Pemerintah harus berkomitmen menjunjung tinggi demokrasi. Jangan mengulangi kesalahan Orde Baru (Orba) yang menggunakan kekuasaan untuk mengintervensi partai politik. Sebab saat ini Indonesia sudah memiliki undang-undang yang mengatur partai politik. "Pemerintah tidak boleh campur tangan," ujarnya.
Ketua Fraksi Partai Golkar DPR RI ini mengapresiasi sikap Menteri Dalam Negeri, Tjahjo Kumolo yang tidak menghadiri munas IX Ancol. Padahal sebelumnya Tjahjo sempat dikabarkan bakal menghadiri munas itu. Menurut Ade ini karena Tjahjo yang pernah menjadi sahabatnya di KNP memahami makna demokrasi.
"Tidak mungkin tokoh sekaliber Tjahjo Kumolo melakukan hal yang bertentangan dengan demokrasi," katanya.
Kendati begitu, Ade mengakui ada sejumlah pihak yang berupaya memecah belah internal Partai Golkar. Namun dia percaya sikap itu tidak mewakili pemerintah.
"Saya berterima kasih atas kebijaksanaan pemerintah," ujarnya.

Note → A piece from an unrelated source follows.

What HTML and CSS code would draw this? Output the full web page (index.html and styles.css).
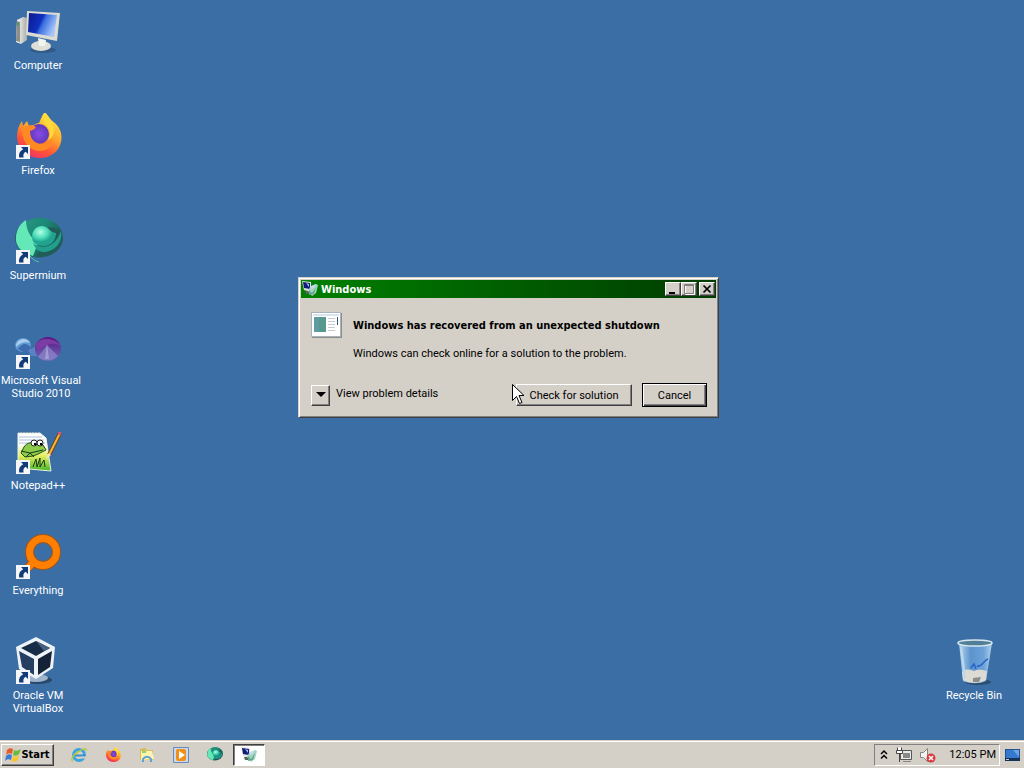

DPP Partai Golkar akan segera melaporkan susunan kepengurusan hasim Munas IX Bali ke Kementerian Hukum dan Ham. Dia berharap pemerintah bisa mengakui hasil Munas IX Bali yang menetapkan Aburizal Bakrie sebagai ketua umum.
"Kami akan mendaftarkan ke kemenkumham jam delapan pagi," katanya.